Although many taxpayers don't bother making a claim, it is worthwhile taking advantage of all entitlements that can reduce your tax bill.
As announced in last year's budget, many property-based tax incentive schemes, such as the popular Section 23 relief, will be phased out by July 31st 2008. However, the phasing-out period doesn't kick in until this year, so full tax relief for investments in these property schemes can still be claimed for the 2006 tax year.
Once the tedious work of trawling through all your records and accounts is done, and your tax return is finally signed, sealed and delivered, what next? It can take Revenue several weeks or even months to process a tax return, so don't panic if you don't receive any correspondence immediately.
Once the return is processed, a Notice of Assessment will be sent to you showing your tax liability for 2006. Any preliminary tax paid by October 31st 2006 will be credited against this liability.

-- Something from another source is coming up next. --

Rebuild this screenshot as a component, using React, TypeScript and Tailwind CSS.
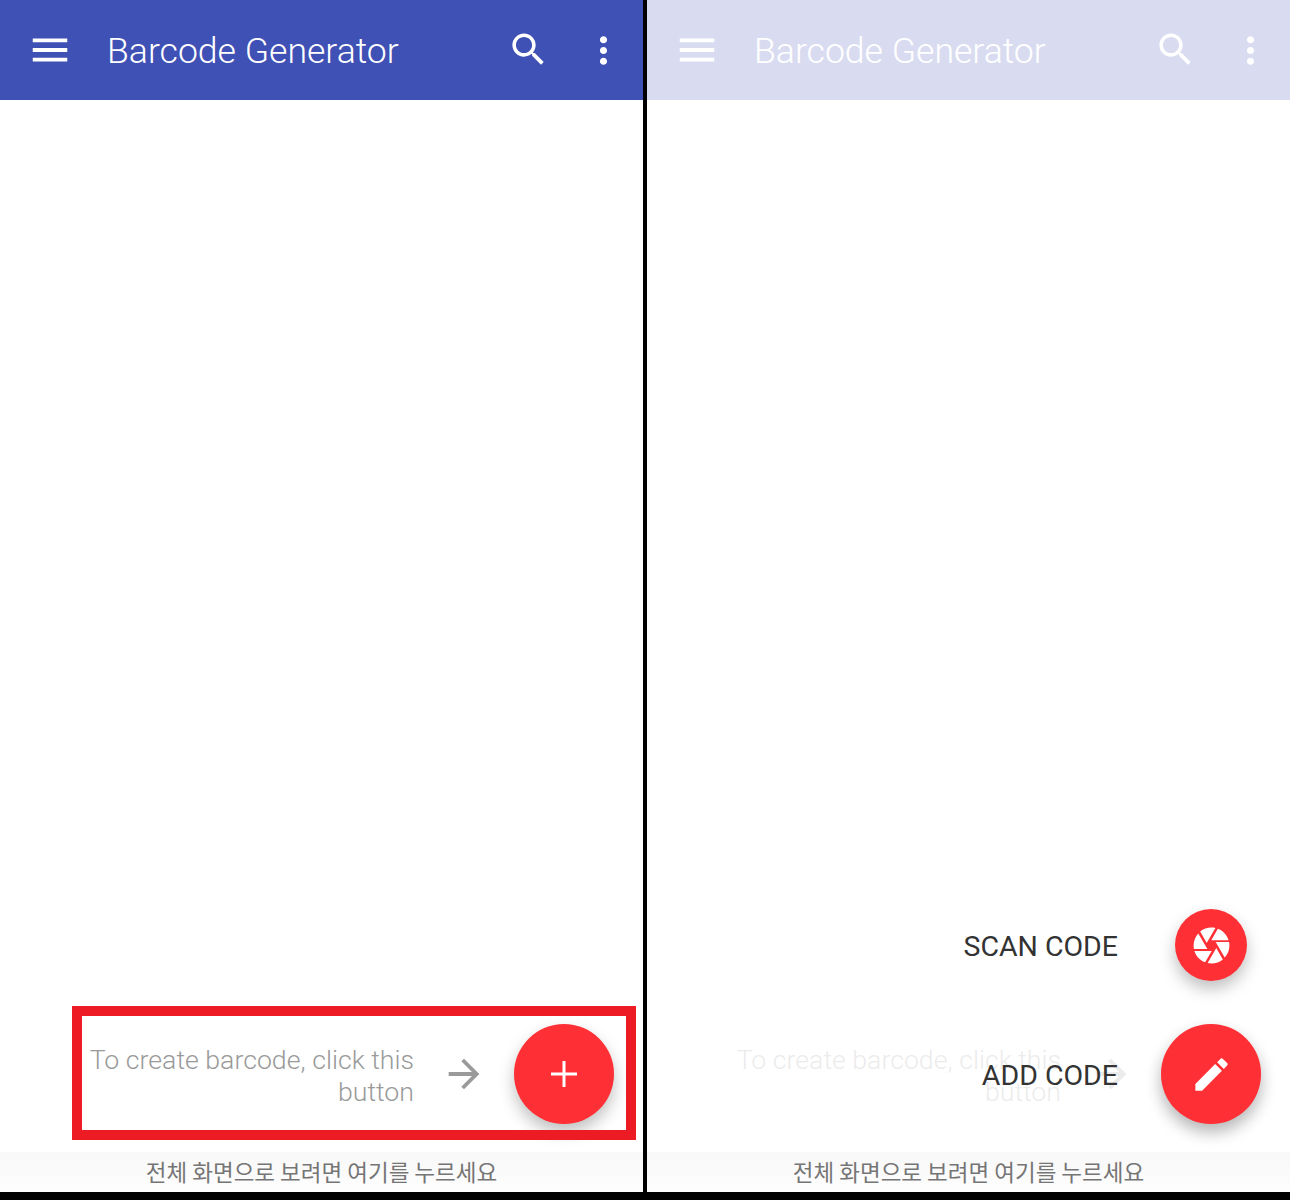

At this point, it is important to check the Notice of Assessment carefully against the details you submitted on your tax return. If you spot any discrepancies, contact your inspector of taxes within 30 days and ask for an amended assessment.
If, on the other hand, you realise that you made an error when completing your tax return, simply contact your local tax office and explain the mistake. Revenue should then issue an amended assessment.
Like those dreaded visits to the dentist, completing a tax return often turns out to be a relatively pain-free experience, particularly if you make use of all of the free advice and information at hand.
A number of relevant leaflets and guides can be downloaded from Revenue's website (www.revenue.ie), and useful information can also be found on the Irish Taxation Institute's website (www.taxireland.com).
However, if your tax affairs are particularly complex, it may be better to pay a professional to prepare your tax return, and ensure that you are fully tax compliant.